Now, given its heavy exposure to FMU 5, what will Priceworth do to revive its business operations as well as improve its log production volume and financial performance?

When contacted, Priceworth declined to comment for this article.

According to its 2019 annual report, the company claimed that it has complied with the authorities’ requests as the operations are in accordance with the laws and practices under the Sabah Forest Enactment, 1968 and the approved Forest Management Plan No 3 for FMU 5, which was approved by the Sabah Forestry Department with the input and participation of three non-governmental organisations.

“The group is in the midst of liaising with the relevant authorities for the finalisation of the verifications and is requesting for resumption of operation,” it said.

“[We] see this as the right direction towards restructuring the timber industry in Sabah and developing downstream activities, which will, in turn, be positive for the economy of the state and for the group,” it added.

Priceworth also explained that the losses in FY2019 were partly due to the impairment on goodwill, badly degraded round logs stock written off after prolonged restrictions imposed by the authorities for their verification, provision for receivables and write back of deferred tax assets.


Innoprise Corp to the rescue

But it is not all doom and gloom, as Priceworth signed a log supply agreement with Innoprise Corp Sdn Bhd’s subsidiary Rakyat Berjaya Sdn Bhd in October, following the terms of the memorandum of understanding signed a month earlier.

Under the agreement, Priceworth will receive logs worth up to a 30% stake, to be paid for via an issuance of new shares to Innoprise Corp, which is the investment holding vehicle of Yayasan Sabah.

With this, Priceworth may resume logging activities in the Yayasan concession areas, which will ensure a constant log supply for the group’s plywood and sawn timber mills.

Moreover, Innoprise Corp and Priceworth will also “use their best efforts” to obtain the state government’s approval for the group to resume log harvesting operations in FMU 5.

Yayasan Sabah is a state-sanctioned organisation that promotes educational and economic opportunities for the benefit of Sabahans.

Interestingly, Sabah Chief Minister Datuk Seri Mohd Shafie Apdal is the chairman of Innoprise Corp as well as the chairman of Yayasan Sabah’s board of trustees.

Also noteworthy is that Innoprise Corp is the controlling shareholder of locally listed Innoprise Plantations Bhd. Its plantations are located in Kalabakan, Sabah, and it is currently planting and developing 22,763ha, of which about 12,500ha are suitable for oil palm cultivation.

Corporate observers, whom The Edge spoke to, note that the imminent emergence of Innoprise Corp as the major shareholder should provide relief to Priceworth.
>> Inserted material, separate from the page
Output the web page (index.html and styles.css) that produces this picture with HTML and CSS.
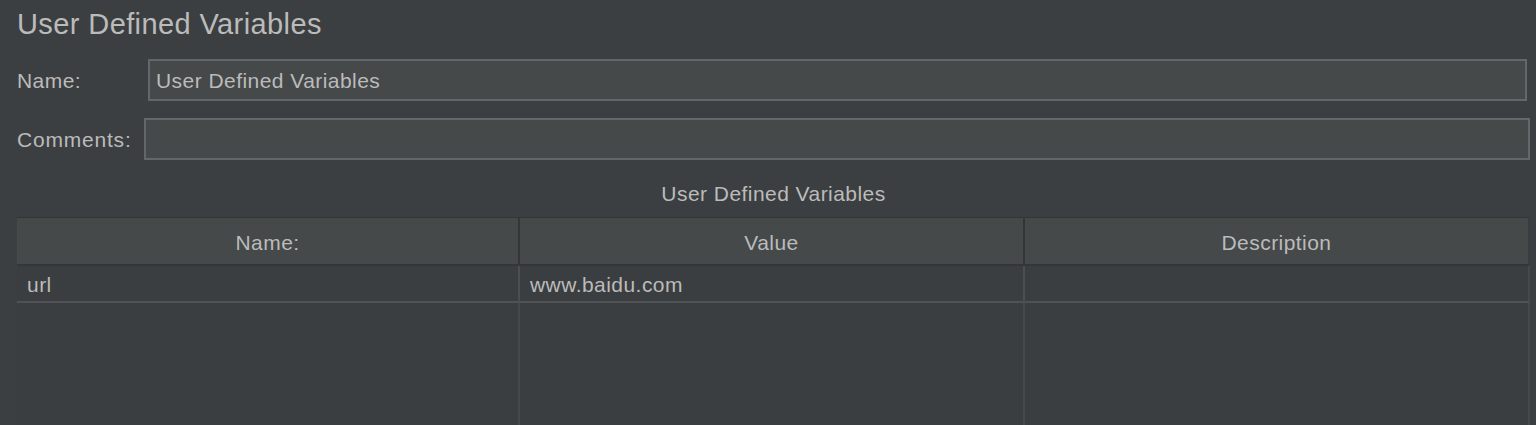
FILE: index.html
```html
<!DOCTYPE html>
<html lang="en">
<head>
<meta charset="utf-8">
<title>User Defined Variables</title>
<link rel="stylesheet" href="styles.css">
</head>
<body>
<div class="panel">
  <h1 class="title">User Defined Variables</h1>
  <div class="form-row row-name">
    <label class="label label-name">Name:</label>
    <div class="field field-name">User Defined Variables</div>
  </div>
  <div class="form-row row-comments">
    <label class="label label-comments">Comments:</label>
    <div class="field field-comments"></div>
  </div>
  <div class="caption">User Defined Variables</div>
  <div class="table">
    <div class="th">Name:</div>
    <div class="th">Value</div>
    <div class="th th-last">Description</div>
    <div class="td">url</div>
    <div class="td">www.baidu.com</div>
    <div class="td td-last"></div>
    <div class="filler"></div>
    <div class="filler"></div>
    <div class="filler filler-last"></div>
  </div>
</div>
</body>
</html>
```

FILE: styles.css
```css
html, body {
  margin: 0;
  padding: 0;
  background: #3c3f41;
  overflow: hidden;
}

body {
  font-family: "Liberation Sans", Arial, sans-serif;
  color: #bbbbbb;
  font-size: 21px;
  letter-spacing: 0.45px;
}

.panel {
  padding: 6px 6px 0 17px;
  display: flex;
  flex-direction: column;
}

.title {
  margin: 0;
  font-weight: normal;
  font-size: 29px;
  line-height: 36px;
  height: 36px;
  letter-spacing: 0.4px;
  color: #bbbbbb;
}

.form-row {
  display: flex;
  align-items: center;
  height: 42px;
}

.row-name {
  margin-top: 17px;
  margin-right: 3px;
}

.row-comments {
  margin-top: 17px;
}

.label {
  line-height: 24px;
  padding-top: 2px;
}

.label-name {
  width: 131px;
}

.label-comments {
  width: 127px;
  letter-spacing: 0.8px;
}

.field {
  flex: 1;
  box-sizing: border-box;
  height: 42px;
  background: #45494a;
  border: 2px solid #646769;
  padding: 2px 6px 0 6px;
  line-height: 36px;
  color: #bbbbbb;
}

.caption {
  margin-top: 22px;
  text-align: center;
  line-height: 24px;
  height: 24px;
}

.table {
  margin-top: 11px;
  display: grid;
  grid-template-columns: 503px 505px 505px;
  grid-template-rows: 48px 37px 140px;
  border-top: 1px solid #323436;
}

.th {
  background: #45494a;
  border-right: 2px solid #343638;
  border-bottom: 2px solid #343638;
  display: flex;
  align-items: center;
  justify-content: center;
  padding-top: 4px;
  box-sizing: border-box;
}

.th-last {
  border-right: 2px solid #3a3d3f;
}

.td {
  border-right: 2px solid #4b4f51;
  border-bottom: 2px solid #4f5355;
  box-sizing: border-box;
  padding: 2px 0 0 10px;
  display: flex;
  align-items: center;
  background: #3b3e40;
}

.td-last,
.filler-last {
  border-right: 2px solid #45494b;
}

.filler {
  border-right: 2px solid #45494b;
  background: #3b3e40;
}
```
“Yayasan Sabah also owns some timber concessions. Most of the time, it would just go in [to companies] as an investor. But if its stake [in Priceworth] is big enough, it might appoint an independent director to sit on the board or maybe even a CEO to run the show,” says an industry veteran.

Meanwhile, a source familiar with the matter claims that to date, the state government “has not been able to find a single fault” with the operations of FMU 5 and take formal action against Priceworth.

“This is a tough time for Priceworth, there is no doubt about that. But based on what I have gathered, Priceworth is not at fault, and the company is now bending over backwards to cooperate with the new government,” he says.